I may be asked, after the fact, for my opinion regarding the interview or the candidate overall, however my thoughts weigh but a small amount when it comes to making the final decision.
Often, I’ll be asked by someone who has just interviewed for some feedback regarding how she performed….“Did I seem too nervous?” “Was I clear in my answers?” “Did I say too much/too little?” “Do you think they noticed my zipper was down the entire time?” True story, I’ve been asked that more than once.
This is where my role takes on the feel of a therapist. I listen, sometimes there are tears, sometimes there is anger….I offer suggestions and I try to be encouraging without establishing unrealistic expectations.
Such is the tone and purpose of the conversation between Mama Fratelli and me as we sit across from one another at a local TGI Friday’s.
Please note….I will be paraphrasing….a lot….because in order to have accurately reported the conversation in its entirety, I would have needed a recorder and about a month of time to transcribe it.

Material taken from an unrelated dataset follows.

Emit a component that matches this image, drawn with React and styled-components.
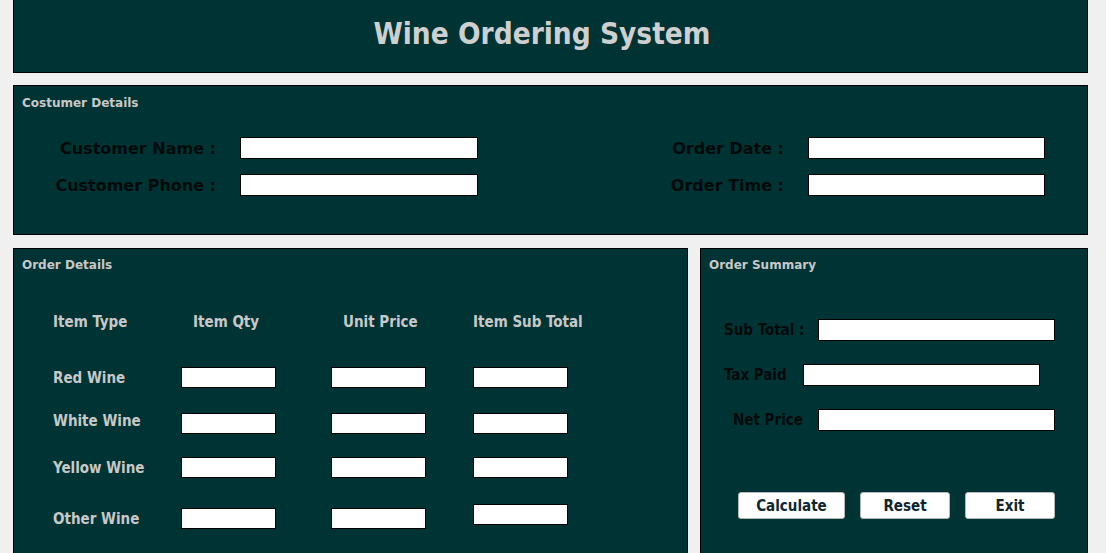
import React from "react";
import styled, { createGlobalStyle } from "styled-components";

const Global = createGlobalStyle`
  html, body { margin: 0; padding: 0; background: #f0f0f0; }
  body { font-family: "DejaVu Sans Condensed", "DejaVu Sans", sans-serif; }
  * { box-sizing: border-box; }
`;

const Page = styled.div`
  width: 1106px;
  height: 553px;
  overflow: hidden;
  padding-left: 13px;
  display: flex;
  flex-direction: column;
`;

const Header = styled.header`
  flex: none;
  width: 1075px;
  height: 73px;
  background: #003333;
  border: 1px solid #000;
  border-top: 0;
  display: flex;
  align-items: center;
  justify-content: center;
  padding-right: 17px;
`;

const AppTitle = styled.h1`
  margin: 0;
  font-family: "DejaVu Sans Condensed", "DejaVu Sans", sans-serif;
  font-stretch: condensed;
  font-weight: bold;
  font-size: 29.5px;
  color: #cfcfcf;
  line-height: 1;
  padding-bottom: 2px;
`;

const Panel = styled.section`
  background: #003333;
  border: 1px solid #000;
  width: ${(p) => p.$w}px;
  height: ${(p) => p.$h}px;
  flex: none;
`;

const PanelTitle = styled.div`
  font-family: "DejaVu Sans", sans-serif;
  font-weight: bold;
  font-size: 12px;
  line-height: 14px;
  color: #c8c8c8;
  padding: ${(p) => p.$pt || 10}px 0 0 8px;
`;

const CustomerGrid = styled.div`
  display: grid;
  grid-template-columns: 202px 238px 282px 237px;
  column-gap: 24px;
  row-gap: 15px;
  margin-top: 27px;
  align-items: center;
`;

const DarkLabel = styled.label`
  font-family: "DejaVu Sans", sans-serif;
  font-weight: bold;
  font-size: 16px;
  color: #020a0a;
  text-align: right;
  white-space: nowrap;
`;

const Field = styled.input`
  display: block;
  width: ${(p) => p.$w}px;
  height: ${(p) => p.$h || 22}px;
  border: 1px solid #000;
  background: #fff;
  padding: 0 3px;
  margin: 0;
  outline: none;
  font-size: 13px;
`;

const Gap = styled.div`
  height: ${(p) => p.$h}px;
  flex: none;
`;

const BottomRow = styled.div`
  display: flex;
  gap: 12px;
  flex: none;
`;

const OrderBody = styled.div`
  padding-left: 39px;
  display: flex;
  flex-direction: column;
`;

const ItemRow = styled.div`
  display: grid;
  grid-template-columns: 128px 150px 142px 95px;
  align-items: center;
  height: ${(p) => p.$h || 21}px;
  margin-top: ${(p) => p.$mt}px;
`;

const LightLabel = styled.span`
  font-family: "DejaVu Sans Condensed", "DejaVu Sans", sans-serif;
  font-stretch: condensed;
  font-weight: bold;
  font-size: 15px;
  color: #c8c8c8;
  white-space: nowrap;
  padding-left: ${(p) => p.$indent || 0}px;
  margin-bottom: ${(p) => p.$lift || 0}px;
`;

const SmallField = styled(Field)`
  width: 95px;
  height: 21px;
  margin-bottom: ${(p) => p.$lift || 0}px;
`;

const SummaryRow = styled.div`
  display: flex;
  align-items: center;
  padding-left: ${(p) => p.$pl}px;
  margin-top: ${(p) => p.$mt}px;
`;

const SummaryLabel = styled.span`
  font-family: "DejaVu Sans Condensed", "DejaVu Sans", sans-serif;
  font-stretch: condensed;
  font-weight: bold;
  font-size: 15px;
  color: #020a0a;
  width: ${(p) => p.$w}px;
  white-space: nowrap;
`;

const ButtonBar = styled.div`
  display: flex;
  gap: 15px;
  padding-left: 37px;
  margin-top: 61px;
`;

const Button = styled.button`
  width: ${(p) => p.$w}px;
  height: 27px;
  background: #ffffff;
  border: 1px solid #b8b8b8;
  border-radius: 3px;
  font-family: "DejaVu Sans Condensed", "DejaVu Sans", sans-serif;
  font-stretch: condensed;
  font-weight: bold;
  font-size: 15px;
  color: #0d2630;
  padding: 0;
  cursor: pointer;
`;

const items = [
  { name: "Red Wine", mt: 36 },
  { name: "White Wine", mt: 24, lift: 4 },
  { name: "Yellow Wine", mt: 24 },
  { name: "Other Wine", mt: 26, subLift: 8 },
];

export default function App() {
  return (
    <>
      <Global />
      <Page>
        <Header>
          <AppTitle>Wine Ordering System</AppTitle>
        </Header>
        <Gap $h={12} />
        <Panel $w={1075} $h={150}>
          <PanelTitle>Costumer Details</PanelTitle>
          <CustomerGrid>
            <DarkLabel>Customer Name :</DarkLabel>
            <Field $w={238} />
            <DarkLabel>Order Date :</DarkLabel>
            <Field $w={237} />
            <DarkLabel>Customer Phone :</DarkLabel>
            <Field $w={238} />
            <DarkLabel>Order Time :</DarkLabel>
            <Field $w={237} />
          </CustomerGrid>
        </Panel>
        <Gap $h={13} />
        <BottomRow>
          <Panel $w={675} $h={330}>
            <PanelTitle $pt={9}>Order Details</PanelTitle>
            <OrderBody>
              <ItemRow $mt={41} $h={18}>
                <LightLabel>Item Type</LightLabel>
                <LightLabel $indent={12}>Item Qty</LightLabel>
                <LightLabel $indent={12}>Unit Price</LightLabel>
                <LightLabel>Item Sub Total</LightLabel>
              </ItemRow>
              {items.map((it) => (
                <ItemRow key={it.name} $mt={it.mt}>
                  <LightLabel $lift={it.lift}>{it.name}</LightLabel>
                  <SmallField />
                  <SmallField />
                  <SmallField $lift={it.subLift} />
                </ItemRow>
              ))}
            </OrderBody>
          </Panel>
          <Panel $w={388} $h={330}>
            <PanelTitle $pt={9}>Order Summary</PanelTitle>
            <SummaryRow $pl={23} $mt={47}>
              <SummaryLabel $w={94}>Sub Total :</SummaryLabel>
              <Field $w={237} />
            </SummaryRow>
            <SummaryRow $pl={23} $mt={23}>
              <SummaryLabel $w={79}>Tax Paid</SummaryLabel>
              <Field $w={237} />
            </SummaryRow>
            <SummaryRow $pl={32} $mt={23}>
              <SummaryLabel $w={85}>Net Price</SummaryLabel>
              <Field $w={237} />
            </SummaryRow>
            <ButtonBar>
              <Button $w={107}>Calculate</Button>
              <Button $w={90}>Reset</Button>
              <Button $w={90}>Exit</Button>
            </ButtonBar>
          </Panel>
        </BottomRow>
      </Page>
    </>
  );
}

Think Fidel Castro’s 50th anniversary address back in 2010 when he spoke for four hours and 16 minutes straight.
Mama Fratelli: I want to discuss my interview. Blah, blah, blah, blah.
I was the most qualified. Blah, blah, blah.
I have a bajillion years of experience. Blah, blah, blah to infinity and beyond.
Is it because I have tits? I’m beginning to believe it’s because I have tits!”
Me: Mama Fratelli, I think you and I both know that biology did not play a role in the hiring decision here. It was simply determined, after weighing the experiences of all the candidates who applied, that Jennifer (the owner of a set of tits herself) was simply the right choice for this particular position at this particular time. Also, it didn’t help that you dropped 11 separate F-Bombs during your interview.
Mama Fratelli: (Totally ignoring the F-Bomb faux pas) That’s just another canned response in a long line of canned responses! Blah, blah, blah.
I have a successful track record here! Blah-bitty, blah, blah, blah.
I demand to know why I keep getting passed up! Blah, blah, Wah-Burgers and french cries, BLAH!
The only conclusion that makes any sense to me is the fact that I have a vagina!
Me: Ok. (In my most quiet, calm and steady voice) I’m going to level with you now. I’m going to tell you something you probably don’t want to hear.
It’s also something I will steadfastly deny ever saying should you repeat it and you and I both know, everyone will believe me….because we both have certain track records here.
So….I suggest you just take in what I’m about to say. Consider it and then figure out what you want to do with it in order to change your course here.
You aren’t being passed up for new opportunities because you have a vagina. You’re being passed up, because you are a dick.
Moral of the Story: The truth hurts….but feedback is a gift.